Scan the listing below for the word "screenshot" and state how many lines hold it. Write nothing but the number.

** start of THE DATA **

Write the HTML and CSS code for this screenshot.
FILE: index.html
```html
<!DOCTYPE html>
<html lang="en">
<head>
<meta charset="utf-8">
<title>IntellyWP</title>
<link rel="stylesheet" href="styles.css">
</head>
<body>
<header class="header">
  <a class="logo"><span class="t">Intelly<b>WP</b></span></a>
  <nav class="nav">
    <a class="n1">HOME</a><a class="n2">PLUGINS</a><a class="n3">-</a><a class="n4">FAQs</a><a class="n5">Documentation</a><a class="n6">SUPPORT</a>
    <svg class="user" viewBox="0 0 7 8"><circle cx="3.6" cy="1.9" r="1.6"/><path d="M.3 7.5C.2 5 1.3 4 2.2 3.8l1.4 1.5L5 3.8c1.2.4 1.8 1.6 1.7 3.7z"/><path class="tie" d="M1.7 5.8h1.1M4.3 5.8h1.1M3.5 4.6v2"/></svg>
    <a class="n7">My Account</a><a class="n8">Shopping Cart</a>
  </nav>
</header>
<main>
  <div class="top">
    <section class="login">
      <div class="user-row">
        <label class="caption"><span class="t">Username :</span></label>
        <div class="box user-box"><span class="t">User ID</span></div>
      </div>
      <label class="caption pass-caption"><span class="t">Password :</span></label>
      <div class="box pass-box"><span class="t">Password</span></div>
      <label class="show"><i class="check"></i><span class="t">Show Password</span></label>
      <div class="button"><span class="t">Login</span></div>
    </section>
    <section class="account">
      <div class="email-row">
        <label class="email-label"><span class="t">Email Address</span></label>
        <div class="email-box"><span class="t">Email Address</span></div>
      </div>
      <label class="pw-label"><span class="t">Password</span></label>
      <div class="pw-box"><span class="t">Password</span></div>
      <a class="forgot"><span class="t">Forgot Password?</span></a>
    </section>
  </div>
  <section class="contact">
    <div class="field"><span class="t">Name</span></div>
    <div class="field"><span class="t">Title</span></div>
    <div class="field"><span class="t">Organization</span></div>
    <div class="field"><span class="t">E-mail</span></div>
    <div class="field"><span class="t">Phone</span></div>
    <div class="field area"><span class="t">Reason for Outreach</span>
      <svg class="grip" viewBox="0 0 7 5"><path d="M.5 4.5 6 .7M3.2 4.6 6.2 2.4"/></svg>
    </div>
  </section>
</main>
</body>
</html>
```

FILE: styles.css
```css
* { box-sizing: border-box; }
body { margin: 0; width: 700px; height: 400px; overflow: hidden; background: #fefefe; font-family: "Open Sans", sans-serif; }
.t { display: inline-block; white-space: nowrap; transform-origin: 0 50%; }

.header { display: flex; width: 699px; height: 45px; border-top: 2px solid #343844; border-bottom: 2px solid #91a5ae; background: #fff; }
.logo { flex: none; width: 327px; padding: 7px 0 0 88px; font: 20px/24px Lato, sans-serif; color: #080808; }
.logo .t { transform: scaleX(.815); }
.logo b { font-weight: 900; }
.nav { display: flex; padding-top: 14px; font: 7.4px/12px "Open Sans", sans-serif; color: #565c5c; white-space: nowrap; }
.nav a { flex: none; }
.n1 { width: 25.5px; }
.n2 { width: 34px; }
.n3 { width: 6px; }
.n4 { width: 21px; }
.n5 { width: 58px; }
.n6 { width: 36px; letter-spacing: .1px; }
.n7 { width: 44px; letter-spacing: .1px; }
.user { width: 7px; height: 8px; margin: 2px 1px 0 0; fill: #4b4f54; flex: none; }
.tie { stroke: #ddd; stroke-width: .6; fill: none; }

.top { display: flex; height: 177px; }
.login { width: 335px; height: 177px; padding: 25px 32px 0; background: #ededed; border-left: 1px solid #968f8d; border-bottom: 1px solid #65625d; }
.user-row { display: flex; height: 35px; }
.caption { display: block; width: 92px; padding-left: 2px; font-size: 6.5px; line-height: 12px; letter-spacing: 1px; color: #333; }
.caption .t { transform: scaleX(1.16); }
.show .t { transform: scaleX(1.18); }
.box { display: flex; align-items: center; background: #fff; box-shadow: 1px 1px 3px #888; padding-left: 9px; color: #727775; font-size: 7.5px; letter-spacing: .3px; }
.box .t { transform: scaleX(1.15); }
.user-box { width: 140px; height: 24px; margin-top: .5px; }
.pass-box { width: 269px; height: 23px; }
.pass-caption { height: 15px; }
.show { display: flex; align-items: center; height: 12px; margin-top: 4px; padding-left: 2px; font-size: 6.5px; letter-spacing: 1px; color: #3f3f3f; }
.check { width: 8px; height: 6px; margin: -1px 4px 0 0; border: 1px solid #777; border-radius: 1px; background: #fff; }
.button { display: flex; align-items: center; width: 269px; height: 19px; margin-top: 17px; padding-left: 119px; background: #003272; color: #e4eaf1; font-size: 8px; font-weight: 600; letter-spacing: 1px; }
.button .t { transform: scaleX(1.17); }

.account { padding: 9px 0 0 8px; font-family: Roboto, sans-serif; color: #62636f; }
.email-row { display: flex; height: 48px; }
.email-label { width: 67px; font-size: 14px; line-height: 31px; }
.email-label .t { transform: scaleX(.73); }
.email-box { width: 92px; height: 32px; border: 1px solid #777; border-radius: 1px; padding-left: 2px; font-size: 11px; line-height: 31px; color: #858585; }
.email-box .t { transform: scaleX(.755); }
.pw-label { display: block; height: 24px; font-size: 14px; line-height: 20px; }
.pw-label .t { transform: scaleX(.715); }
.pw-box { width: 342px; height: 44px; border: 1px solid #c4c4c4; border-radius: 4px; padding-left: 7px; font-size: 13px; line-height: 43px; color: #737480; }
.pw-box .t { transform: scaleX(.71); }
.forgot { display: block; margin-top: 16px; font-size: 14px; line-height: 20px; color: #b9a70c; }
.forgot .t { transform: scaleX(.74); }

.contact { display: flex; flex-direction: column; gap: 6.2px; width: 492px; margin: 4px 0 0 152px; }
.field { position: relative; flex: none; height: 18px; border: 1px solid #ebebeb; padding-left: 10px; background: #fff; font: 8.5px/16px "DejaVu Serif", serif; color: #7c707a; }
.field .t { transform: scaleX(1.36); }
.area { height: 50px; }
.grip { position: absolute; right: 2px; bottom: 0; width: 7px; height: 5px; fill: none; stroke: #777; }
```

** end of THE DATA **
** start of THE DATA **

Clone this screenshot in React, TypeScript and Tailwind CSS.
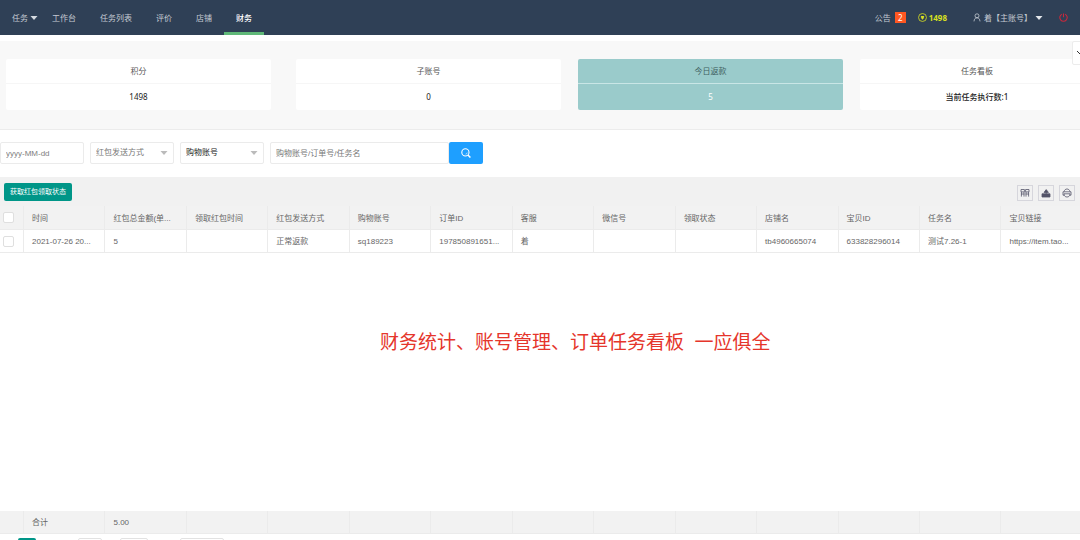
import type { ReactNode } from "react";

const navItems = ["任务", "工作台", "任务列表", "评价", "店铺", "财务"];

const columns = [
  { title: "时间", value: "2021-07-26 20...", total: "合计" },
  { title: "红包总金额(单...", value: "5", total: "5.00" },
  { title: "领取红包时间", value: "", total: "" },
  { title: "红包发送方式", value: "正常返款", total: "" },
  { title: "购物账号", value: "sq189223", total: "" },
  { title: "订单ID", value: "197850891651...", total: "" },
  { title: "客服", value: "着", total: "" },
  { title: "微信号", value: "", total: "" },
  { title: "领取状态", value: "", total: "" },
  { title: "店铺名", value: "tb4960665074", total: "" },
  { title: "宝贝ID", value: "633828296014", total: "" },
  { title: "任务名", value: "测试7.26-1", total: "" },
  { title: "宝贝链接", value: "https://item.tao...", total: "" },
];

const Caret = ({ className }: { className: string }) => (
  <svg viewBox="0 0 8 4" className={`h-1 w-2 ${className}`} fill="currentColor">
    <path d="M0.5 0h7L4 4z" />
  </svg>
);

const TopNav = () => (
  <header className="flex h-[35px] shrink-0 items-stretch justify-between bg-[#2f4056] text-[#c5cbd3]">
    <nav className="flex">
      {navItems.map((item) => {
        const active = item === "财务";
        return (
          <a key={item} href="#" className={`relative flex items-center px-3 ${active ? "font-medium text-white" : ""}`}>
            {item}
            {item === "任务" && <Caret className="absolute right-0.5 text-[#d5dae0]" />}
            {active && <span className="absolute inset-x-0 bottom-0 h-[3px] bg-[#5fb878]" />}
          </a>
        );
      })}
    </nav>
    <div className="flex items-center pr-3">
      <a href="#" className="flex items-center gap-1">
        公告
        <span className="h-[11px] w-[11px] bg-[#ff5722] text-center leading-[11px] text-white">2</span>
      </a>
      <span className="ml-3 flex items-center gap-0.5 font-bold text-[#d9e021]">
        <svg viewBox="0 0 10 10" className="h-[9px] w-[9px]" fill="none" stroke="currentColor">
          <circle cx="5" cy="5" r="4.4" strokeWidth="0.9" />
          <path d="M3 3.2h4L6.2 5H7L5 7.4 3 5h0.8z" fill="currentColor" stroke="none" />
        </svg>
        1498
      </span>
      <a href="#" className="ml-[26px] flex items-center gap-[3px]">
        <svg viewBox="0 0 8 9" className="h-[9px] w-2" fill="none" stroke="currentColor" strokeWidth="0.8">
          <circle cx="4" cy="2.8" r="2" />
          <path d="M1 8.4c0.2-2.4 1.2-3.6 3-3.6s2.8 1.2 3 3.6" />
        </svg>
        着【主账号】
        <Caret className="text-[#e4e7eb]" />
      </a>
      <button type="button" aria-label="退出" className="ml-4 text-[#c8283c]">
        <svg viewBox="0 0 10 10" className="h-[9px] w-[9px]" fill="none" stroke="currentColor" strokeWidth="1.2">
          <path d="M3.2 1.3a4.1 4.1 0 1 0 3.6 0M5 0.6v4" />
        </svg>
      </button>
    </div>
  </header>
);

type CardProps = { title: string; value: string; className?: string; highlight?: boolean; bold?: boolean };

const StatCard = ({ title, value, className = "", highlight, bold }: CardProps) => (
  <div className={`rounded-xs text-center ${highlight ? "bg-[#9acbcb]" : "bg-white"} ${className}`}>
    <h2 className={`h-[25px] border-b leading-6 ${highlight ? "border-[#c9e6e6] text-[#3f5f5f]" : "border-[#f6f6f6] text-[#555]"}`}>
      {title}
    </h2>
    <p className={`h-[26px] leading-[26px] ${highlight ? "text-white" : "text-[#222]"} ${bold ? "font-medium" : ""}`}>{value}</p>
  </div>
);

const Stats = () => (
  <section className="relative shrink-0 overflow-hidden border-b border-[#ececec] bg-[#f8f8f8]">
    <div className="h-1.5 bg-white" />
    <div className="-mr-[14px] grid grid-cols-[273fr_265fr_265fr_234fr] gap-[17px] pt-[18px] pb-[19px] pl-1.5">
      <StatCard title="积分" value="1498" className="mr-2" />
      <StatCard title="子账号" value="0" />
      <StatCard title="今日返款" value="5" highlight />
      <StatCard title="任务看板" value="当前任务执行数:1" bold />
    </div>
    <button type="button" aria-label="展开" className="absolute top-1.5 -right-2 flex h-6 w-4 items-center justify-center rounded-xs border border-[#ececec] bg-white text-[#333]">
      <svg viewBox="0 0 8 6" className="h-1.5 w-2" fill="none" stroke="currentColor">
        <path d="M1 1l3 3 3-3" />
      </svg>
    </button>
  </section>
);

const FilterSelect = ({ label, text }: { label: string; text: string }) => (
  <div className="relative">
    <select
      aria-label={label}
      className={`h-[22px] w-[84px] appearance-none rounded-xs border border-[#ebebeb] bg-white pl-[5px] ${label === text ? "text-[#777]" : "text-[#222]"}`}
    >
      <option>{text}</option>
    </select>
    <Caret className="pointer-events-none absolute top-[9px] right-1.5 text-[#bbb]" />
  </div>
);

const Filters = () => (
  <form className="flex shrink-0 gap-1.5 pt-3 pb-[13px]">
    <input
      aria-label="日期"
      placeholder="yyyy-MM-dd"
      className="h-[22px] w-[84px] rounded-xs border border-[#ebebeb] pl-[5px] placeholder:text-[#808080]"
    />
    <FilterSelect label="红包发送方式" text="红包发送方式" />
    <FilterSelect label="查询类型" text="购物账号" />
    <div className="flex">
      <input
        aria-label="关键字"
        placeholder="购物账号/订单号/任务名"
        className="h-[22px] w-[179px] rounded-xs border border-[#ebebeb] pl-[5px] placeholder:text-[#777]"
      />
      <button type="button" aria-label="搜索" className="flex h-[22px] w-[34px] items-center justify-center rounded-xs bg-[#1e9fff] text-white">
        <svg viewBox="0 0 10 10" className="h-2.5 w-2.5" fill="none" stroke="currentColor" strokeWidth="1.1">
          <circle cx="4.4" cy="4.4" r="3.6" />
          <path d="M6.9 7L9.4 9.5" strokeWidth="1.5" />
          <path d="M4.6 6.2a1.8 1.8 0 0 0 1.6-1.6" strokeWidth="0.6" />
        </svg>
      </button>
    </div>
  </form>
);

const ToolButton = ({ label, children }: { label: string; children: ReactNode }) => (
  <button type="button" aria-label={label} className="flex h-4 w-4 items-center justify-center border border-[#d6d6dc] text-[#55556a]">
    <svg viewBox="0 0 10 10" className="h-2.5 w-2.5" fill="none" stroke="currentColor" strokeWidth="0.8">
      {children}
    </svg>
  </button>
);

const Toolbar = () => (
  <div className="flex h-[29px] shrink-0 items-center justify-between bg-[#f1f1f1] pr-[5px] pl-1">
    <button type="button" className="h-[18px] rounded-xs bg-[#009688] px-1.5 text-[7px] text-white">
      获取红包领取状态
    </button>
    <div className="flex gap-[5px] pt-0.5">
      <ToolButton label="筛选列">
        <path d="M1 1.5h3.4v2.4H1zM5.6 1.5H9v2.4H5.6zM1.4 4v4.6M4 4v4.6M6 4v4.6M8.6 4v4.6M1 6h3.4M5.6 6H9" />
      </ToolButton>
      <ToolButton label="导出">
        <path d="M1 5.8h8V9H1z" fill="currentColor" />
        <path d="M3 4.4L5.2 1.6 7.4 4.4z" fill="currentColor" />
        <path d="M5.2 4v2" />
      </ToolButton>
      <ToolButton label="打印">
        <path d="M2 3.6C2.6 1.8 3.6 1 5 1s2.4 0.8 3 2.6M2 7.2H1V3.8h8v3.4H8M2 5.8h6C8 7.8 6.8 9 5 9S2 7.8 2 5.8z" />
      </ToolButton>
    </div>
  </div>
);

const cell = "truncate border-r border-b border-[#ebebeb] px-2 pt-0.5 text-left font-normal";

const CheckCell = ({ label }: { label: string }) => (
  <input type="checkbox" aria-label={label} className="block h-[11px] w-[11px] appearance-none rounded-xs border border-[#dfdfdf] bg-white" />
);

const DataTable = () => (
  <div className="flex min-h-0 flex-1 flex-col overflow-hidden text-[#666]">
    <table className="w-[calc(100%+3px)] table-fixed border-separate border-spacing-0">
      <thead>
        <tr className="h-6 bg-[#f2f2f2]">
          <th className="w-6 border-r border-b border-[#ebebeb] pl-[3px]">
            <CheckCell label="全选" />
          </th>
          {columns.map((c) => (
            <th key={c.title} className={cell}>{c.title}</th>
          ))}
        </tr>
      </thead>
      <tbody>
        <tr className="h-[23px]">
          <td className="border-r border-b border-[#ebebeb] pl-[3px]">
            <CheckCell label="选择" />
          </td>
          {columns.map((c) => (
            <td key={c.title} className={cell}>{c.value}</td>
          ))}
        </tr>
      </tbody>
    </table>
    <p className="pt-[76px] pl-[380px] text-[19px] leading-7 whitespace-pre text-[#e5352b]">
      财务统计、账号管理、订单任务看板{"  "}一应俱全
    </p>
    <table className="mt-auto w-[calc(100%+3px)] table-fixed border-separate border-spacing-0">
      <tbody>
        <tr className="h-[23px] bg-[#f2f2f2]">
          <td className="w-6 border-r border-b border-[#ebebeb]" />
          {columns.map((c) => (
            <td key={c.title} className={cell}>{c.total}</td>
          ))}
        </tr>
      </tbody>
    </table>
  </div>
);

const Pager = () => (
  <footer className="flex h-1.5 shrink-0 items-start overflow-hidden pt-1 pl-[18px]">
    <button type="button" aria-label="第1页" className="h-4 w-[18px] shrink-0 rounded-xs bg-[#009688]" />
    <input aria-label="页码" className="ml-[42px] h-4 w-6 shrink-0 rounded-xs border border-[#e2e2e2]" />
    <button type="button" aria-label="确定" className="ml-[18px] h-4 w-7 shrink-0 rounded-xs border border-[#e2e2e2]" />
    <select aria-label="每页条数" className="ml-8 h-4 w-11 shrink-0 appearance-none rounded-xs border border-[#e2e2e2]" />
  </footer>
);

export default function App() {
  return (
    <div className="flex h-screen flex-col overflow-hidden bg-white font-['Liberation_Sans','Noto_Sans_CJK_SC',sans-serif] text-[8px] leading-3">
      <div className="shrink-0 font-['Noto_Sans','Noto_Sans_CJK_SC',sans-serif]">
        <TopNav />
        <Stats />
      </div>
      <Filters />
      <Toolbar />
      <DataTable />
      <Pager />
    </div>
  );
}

** end of THE DATA **

### FINISHED EXERCISE
2